Defendant, Harold R. Wilson, was convicted after a jury trial of assault first degree and armed criminal action. He was sentenced to a term of 25 years’ imprisonment on the assault conviction and a consecutive term of 7 years on the armed criminal action conviction. Defendant appeals. We affirm.
On October 29, 1985 at 10:30 p.m. Mr. Henry Wurtz was awakened at home by an argument between his wife and the defendant at his front door. After asking defendant to leave, Mr. Wurtz locked the door and he and his wife went to bed. At approximately 12:00 midnight, Mr. Wurtz awakened to see the defendant standing in the doorway of his bedroom with a rifle. The defendant said, “Don’t move. Or I'll shoot.” Mr. Wurtz stood up and the defendant shot him eight times with a .22 caliber rifle. The day after the shooting, the defendant turned himself in to the police and informed them that his wife would bring in the rifle. He admitted at trial that he shot Mr. Wurtz with “the .22 caliber rifle.”
Evidence was adduced at trial that the defendant had been having an affair with Mrs. Wurtz. On April 10, 1986 defendant escaped from confinement in the Franklin County Sheriff’s Department Jail to meet Mrs. Wurtz. The defendant was arrested and returned to custody three days later.

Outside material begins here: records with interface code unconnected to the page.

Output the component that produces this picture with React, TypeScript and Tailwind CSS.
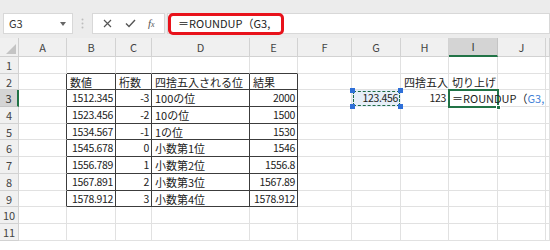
import React from 'react';

const COLS = ['A', 'B', 'C', 'D', 'E', 'F', 'G', 'H', 'I', 'J', ''];

type Cell = { text: string; align: 'l' | 'r' };

// rows 2..9, columns B..E
const TABLE: string[][] = [
  ['数値', '桁数', '四捨五入される位', '結果'],
  ['1512.345', '-3', '100の位', '2000'],
  ['1523.456', '-2', '10の位', '1500'],
  ['1534.567', '-1', '1の位', '1530'],
  ['1545.678', '0', '小数第1位', '1546'],
  ['1556.789', '1', '小数第2位', '1556.8'],
  ['1567.891', '2', '小数第3位', '1567.89'],
  ['1578.912', '3', '小数第4位', '1578.912'],
];

function getCell(row: number, col: number): Cell | null {
  // col: 1 = A
  if (row >= 2 && row <= 9 && col >= 2 && col <= 5) {
    const text = TABLE[row - 2][col - 2];
    const isNum = /^-?[0-9.]+$/.test(text) && row > 2;
    return { text, align: isNum ? 'r' : 'l' };
  }
  if (row === 2 && col === 8) return { text: '四捨五入', align: 'l' };
  if (row === 2 && col === 9) return { text: '切り上げ', align: 'l' };
  if (row === 3 && col === 8) return { text: '123', align: 'r' };
  return null;
}

function borderClass(row: number, col: number) {
  const inTable = row >= 2 && row <= 9 && col >= 2 && col <= 5;
  const leftOfTable = row >= 2 && row <= 9 && col === 1;
  const aboveTable = row === 1 && col >= 2 && col <= 5;
  if (inTable) return 'border-r border-b border-r-[#3c3c3c] border-b-[#3c3c3c]';
  if (leftOfTable) return 'border-r border-b border-r-[#3c3c3c] border-b-[#e1e1e1]';
  if (aboveTable) return 'border-r border-b border-r-[#e1e1e1] border-b-[#3c3c3c]';
  return 'border-r border-b border-[#e1e1e1]';
}

function CornerCell() {
  return (
    <div className="relative bg-[#f0f0f0] border-r border-b border-[#cfcfcf]">
      <svg className="absolute right-[2px] bottom-[2px]" width="10" height="10" viewBox="0 0 10 10">
        <polygon points="10,0 10,10 0,10" fill="#c4c4c4" />
      </svg>
    </div>
  );
}

function RefCell() {
  // G3 highlighted as formula reference with marching ants
  return (
    <div className="relative bg-[#e6eef8] text-right pr-[3px] text-[10.5px] tracking-[-0.35px] text-[#222]">
      <div className="absolute inset-[1px] border border-dashed border-[#1f6b45]" />
      <span className="absolute left-[-2px] top-[-2px] w-[5px] h-[5px] bg-[#2e6fd8]" />
      <span className="absolute right-[-2px] top-[-2px] w-[5px] h-[5px] bg-[#2e6fd8]" />
      <span className="absolute left-[-2px] bottom-[-2px] w-[5px] h-[5px] bg-[#2e6fd8]" />
      <span className="absolute right-[-2px] bottom-[-2px] w-[5px] h-[5px] bg-[#2e6fd8]" />
      <span className="relative">123.456</span>
    </div>
  );
}

function ActiveCell() {
  return (
    <div className="relative z-10 whitespace-nowrap pl-[3px] text-[#222] overflow-visible">
      <div className="absolute inset-[-1px] border-2 border-[#217346]" />
      <span className="absolute right-[-3px] bottom-[-3px] w-[5px] h-[5px] bg-[#217346] border border-white" />
      <span className="relative">
        ＝ROUNDUP（<span className="text-[#3f7fd6]">G3,</span>
      </span>
    </div>
  );
}

export default function App() {
  const rows = Array.from({ length: 11 }, (_, i) => i + 1);

  return (
    <div
      className="w-[550px] h-[250px] overflow-hidden bg-white text-[11px] text-[#222]"
      style={{ fontFamily: '"Noto Sans CJK JP", "Liberation Sans", sans-serif' }}
    >
      {/* formula bar */}
      <div className="h-[38px] bg-[#ececec] pt-[13px] pl-[3px] flex items-start">
        <div className="h-[21px] w-[70px] bg-white border border-[#d8d8d8] flex items-center justify-between pl-[5px] pr-[6px] text-[#333]">
          <span>G3</span>
          <svg width="6" height="4" viewBox="0 0 6 4">
            <polygon points="0,0 6,0 3,4" fill="#666" />
          </svg>
        </div>
        <div className="w-[19px] h-[21px] flex items-center justify-center">
          <svg width="3" height="11" viewBox="0 0 3 11">
            <circle cx="1.5" cy="1.5" r="1" fill="#bdbdbd" />
            <circle cx="1.5" cy="5.5" r="1" fill="#bdbdbd" />
            <circle cx="1.5" cy="9.5" r="1" fill="#bdbdbd" />
          </svg>
        </div>
        <div className="h-[21px] w-[73px] bg-white border border-[#d8d8d8] flex items-center">
          <svg className="ml-[10px]" width="9" height="9" viewBox="0 0 9 9">
            <path d="M1 1 L8 8 M8 1 L1 8" stroke="#555" strokeWidth="1.2" />
          </svg>
          <svg className="ml-[13px]" width="11" height="9" viewBox="0 0 11 9">
            <path d="M1 4.5 L4 7.5 L10 1" stroke="#555" strokeWidth="1.4" fill="none" />
          </svg>
          <span
            className="ml-[12px] italic text-[11px] text-[#555]"
            style={{ fontFamily: '"Liberation Serif", serif' }}
          >
            f<span className="text-[8px]">x</span>
          </span>
        </div>
        <div className="relative ml-[2px] h-[21px] flex-1 bg-white border border-[#d8d8d8] flex items-center pl-[10px] text-[#222]">
          <span>＝ROUNDUP（G3,</span>
          <div className="absolute left-[0px] top-[-1px] w-[116px] h-[22px] rounded-[5px] border-[3px] border-[#e8121b]" />
        </div>
      </div>

      {/* sheet grid */}
      <div className="grid grid-cols-[19px_48px_49px_36px_98px_48px_54px_49px_48px_49px_48px_1fr] grid-rows-[19px_repeat(11,16.7px)] leading-[16px]">
        <CornerCell />
        {COLS.map((c, i) => (
          <div
            key={i}
            className={
              c === 'I'
                ? 'bg-[#d4d4d4] border-r border-b-2 border-r-[#c4c4c4] border-b-[#217346] text-center text-[11px] text-[#333] leading-[17px]'
                : 'bg-[#f0f0f0] border-r border-b border-[#d2d2d2] text-center text-[11px] text-[#444] leading-[18px]'
            }
          >
            {c}
          </div>
        ))}

        {rows.map((r) => (
          <React.Fragment key={r}>
            <div
              className={
                r === 3
                  ? 'bg-[#d4d4d4] border-r-2 border-b border-r-[#217346] border-b-[#c4c4c4] text-center text-[11px] text-[#333]'
                  : 'bg-[#f0f0f0] border-r border-b border-[#d2d2d2] text-center text-[11px] text-[#444]'
              }
            >
              {r}
            </div>
            {COLS.map((_, i) => {
              const col = i + 1;
              if (r === 3 && col === 7) return <RefCell key={col} />;
              if (r === 3 && col === 9) return <ActiveCell key={col} />;
              const cell = getCell(r, col);
              return (
                <div
                  key={col}
                  className={`${borderClass(r, col)} whitespace-nowrap overflow-hidden ${
                    cell?.align === 'r'
                      ? 'text-right pr-[2px] text-[10.5px] tracking-[-0.35px]'
                      : 'text-left pl-[3px] text-[11px]'
                  }`}
                >
                  {cell?.text}
                </div>
              );
            })}
          </React.Fragment>
        ))}
      </div>
    </div>
  );
}
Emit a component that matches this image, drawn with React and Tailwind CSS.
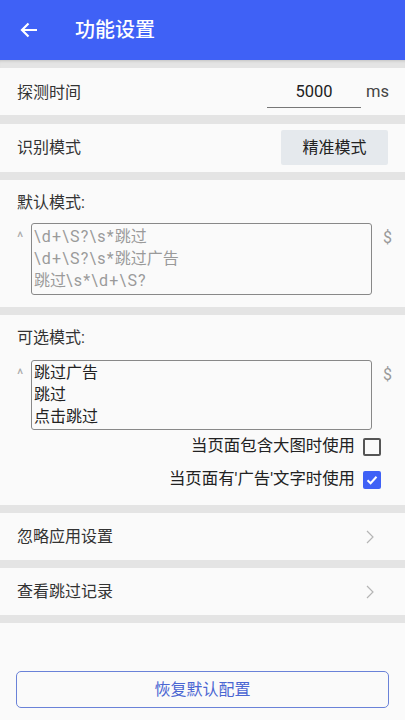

Defendant first alleges that the trial court erred in refusing to submit his Instruction A to the jury. Defendant argues that “escape” from jail is distinguishable from “flight” and therefore his instruction was proper. He further contends that because the instruction was not given, the law on the relevance of escape was not adequately presented to the jury.
Defendant’s refused Instruction A stated:
Evidence has been introduced that defendant escaped from jail while in custody pending the trial of these charges. While evidence of defendant’s escape from jail may bear on the issue of his guilt of the charges on trial, and may be consistent with an inference of guilt, such evidence is not sufficient, on its own, to support a conviction or to provide substantial evidence to exclude every reasonably [sic] theory of defendant’s innocence.
This instruction is prohibited by MAI-CR 5.40 (effective 1-1-79) which states that a “flight” instruction may never be given.
No so-called flight or counter-flight instruction may be given. This rule applies both to (1) instructions permitting the jury to consider or draw inferences from a defendant’s flight in determining his guilt or innocence, and (2) those directing the jury’s attention to any explanation or excuse for what appears to have been flight.
Evidence of a defendant’s flight and any explanation or excuse therefor is admissible. In addition, counsel may draw the jury’s attention to the evidence and argue permissible inferences or lack of them to the jury.
Defendant’s attempt to differentiate between “flight” and “escape” has no merit. *934This case is factually similar to State v. Medley, 588 S.W.2d 55 (Mo.App.1979). In Medley, the defendant also escaped from jail prior to trial. The defendant had proposed a jury instruction, inter alia, which stated that “The intentional flight ... of a defendant ... after he is accused of a crime ... is not of course sufficient in itself to establish his guilt; but is a fact which, if proved, may be considered by the jury_” Medley, 588 S.W.2d at 60. In refusing to allow the instruction, the court said the defense was “attemptpng] to school the jury as to inferences which may be drawn from the defendant’s flight. Thus [the] instruction ... is prohibited by clause (1) of MAI-CR 5.40.” Id. Implicit in this holding is the court’s reasoning that there is no legal difference on this issue between “escape” and “flight.” Both involve what may be an effort to avoid prosecution. Defendant’s first point is denied.
Defendant’s second point is that the trial court erred in admitting into evidence the .22 caliber rifle given to police by Defendant’s wife. An extended opinion on this point would have no jurisprudential value. Point two is denied pursuant to Rule 30.25(b).
The judgment of the trial court is affirmed.
PUDLOWSKI, P.J., and KAROHL, J., concur.